Water-elm #35 was slip-potted this past weekend. I put off styling and especially trimming because the lunar cycle wasn’t favorable to pruning for growth. It also gave me the opportunity to gauge how well the slip-potting went. I can tell you, the tree did not skip a beat.
This is an exciting clump-style bonsai to be. The trunks have just enough “wildness” in them to not look contrived. At the same time, the interplay works. About the only thing I don’t really like in this clump is the direction of the smallest trunk at the back of the tree. But that can certainly be fixed.
I’ve also done the styling on the front fork of the main trunk, and the right-hand fork of the trunk to the right of the main trunk. The tree is starting to take shape.
You may be wondering which trunk of a clump-style tree needs to be worked first, which second and so on. There’s really no hard and fast rule. I usually apply the certainty approach: I work on the trunk and branch-set, with the overall composition in mind, that I’m most certain about. Tougher styling issues come later on. Often the tougher styling issues become a lot easier once you get to work on what you’re most confident in.
Now, I do have an issue I’ll need to address in spring. That left-hand fork of the Y-shaped trunk to the right of the main trunk is very tall. In order for the foliage to survive, horticulturally speaking, it’s got to have its share of sunlight. But with other trunks crowding it, a fact that is not going to change, it must stay tall. That makes for an awkward situation, since the trunk heights in forests and multi-trunk specimens range from highest-thickest to lowest-thinnest. There’s just no way to make this happen with respect to this fork of the Y, so I have to decide whether it’s worth breaking the rule. I don’t have to decide today, but I will have to decide next year.
I’m really looking forward to starting the refinement process on this bonsai in 2019. Water-elms grow fast, so I expect to have at least tertiary ramification by next summer. This is going to be an outstanding Water-elm bonsai.

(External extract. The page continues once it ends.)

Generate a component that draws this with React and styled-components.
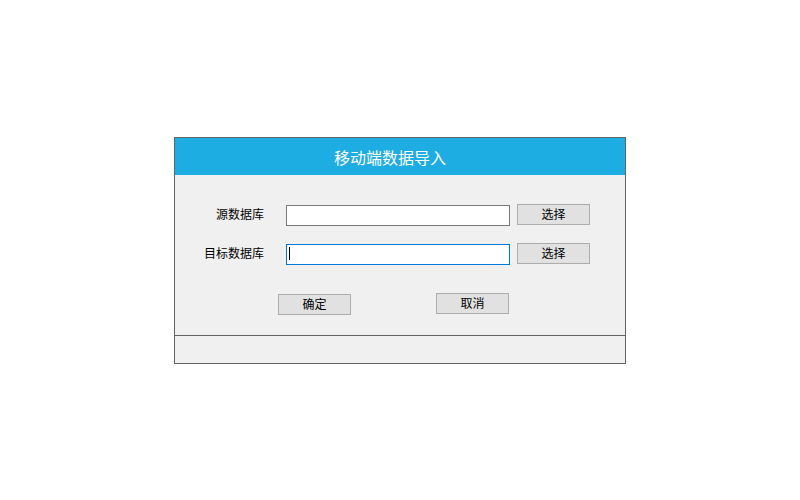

Let me know what you think of this specimen. Leave me a comment below.
Not bad, Zach. Once it leafs out next spring, it will morph into a nice bonsai-in-training. Good job. pk
Thank you, Pierre.
Thanks. Nice progression. I like the use of photos as I can more easily study changes.
Questions:
1. Is the end result of growth over time to create a single canopy appearance….a canopy combination of all the trunks together?
2. Or, is each trunk built with a complete canopy of its own when viewed separate?
Actually both, John. Each tree should have its own canopy, with all the design rules in mind, and the overall canopy of the clump/forest should have a unified design.